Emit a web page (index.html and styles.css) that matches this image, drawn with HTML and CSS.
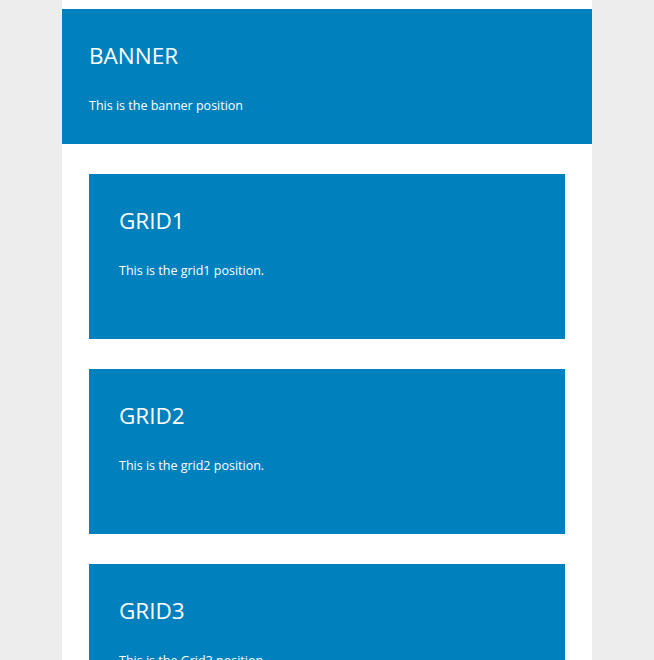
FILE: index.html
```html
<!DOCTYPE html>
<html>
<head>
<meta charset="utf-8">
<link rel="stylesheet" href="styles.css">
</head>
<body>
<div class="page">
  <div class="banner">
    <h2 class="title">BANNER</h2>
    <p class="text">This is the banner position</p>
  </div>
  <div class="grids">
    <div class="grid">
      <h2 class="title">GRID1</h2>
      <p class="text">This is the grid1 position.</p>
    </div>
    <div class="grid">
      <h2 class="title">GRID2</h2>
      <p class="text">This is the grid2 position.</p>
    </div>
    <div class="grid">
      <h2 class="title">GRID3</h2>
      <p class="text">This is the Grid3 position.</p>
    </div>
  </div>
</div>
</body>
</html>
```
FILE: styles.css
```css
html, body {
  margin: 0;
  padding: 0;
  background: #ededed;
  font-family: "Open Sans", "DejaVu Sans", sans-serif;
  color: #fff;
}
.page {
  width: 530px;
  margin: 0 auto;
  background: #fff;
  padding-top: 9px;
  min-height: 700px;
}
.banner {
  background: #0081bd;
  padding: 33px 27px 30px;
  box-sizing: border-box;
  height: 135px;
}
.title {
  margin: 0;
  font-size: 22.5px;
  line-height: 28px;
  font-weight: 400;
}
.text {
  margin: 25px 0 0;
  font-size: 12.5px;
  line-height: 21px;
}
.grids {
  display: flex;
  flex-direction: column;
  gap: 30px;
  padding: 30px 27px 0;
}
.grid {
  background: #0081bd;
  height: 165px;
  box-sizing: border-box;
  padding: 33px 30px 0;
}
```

- [Task instructions]: Repeat the listing above exactly, with no pictures.

- [Written response]:
Emit a web page (index.html and styles.css) that matches this image, drawn with HTML and CSS.
FILE: index.html
```html
<!DOCTYPE html>
<html>
<head>
<meta charset="utf-8">
<link rel="stylesheet" href="styles.css">
</head>
<body>
<div class="page">
  <div class="banner">
    <h2 class="title">BANNER</h2>
    <p class="text">This is the banner position</p>
  </div>
  <div class="grids">
    <div class="grid">
      <h2 class="title">GRID1</h2>
      <p class="text">This is the grid1 position.</p>
    </div>
    <div class="grid">
      <h2 class="title">GRID2</h2>
      <p class="text">This is the grid2 position.</p>
    </div>
    <div class="grid">
      <h2 class="title">GRID3</h2>
      <p class="text">This is the Grid3 position.</p>
    </div>
  </div>
</div>
</body>
</html>
```
FILE: styles.css
```css
html, body {
  margin: 0;
  padding: 0;
  background: #ededed;
  font-family: "Open Sans", "DejaVu Sans", sans-serif;
  color: #fff;
}
.page {
  width: 530px;
  margin: 0 auto;
  background: #fff;
  padding-top: 9px;
  min-height: 700px;
}
.banner {
  background: #0081bd;
  padding: 33px 27px 30px;
  box-sizing: border-box;
  height: 135px;
}
.title {
  margin: 0;
  font-size: 22.5px;
  line-height: 28px;
  font-weight: 400;
}
.text {
  margin: 25px 0 0;
  font-size: 12.5px;
  line-height: 21px;
}
.grids {
  display: flex;
  flex-direction: column;
  gap: 30px;
  padding: 30px 27px 0;
}
.grid {
  background: #0081bd;
  height: 165px;
  box-sizing: border-box;
  padding: 33px 30px 0;
}
```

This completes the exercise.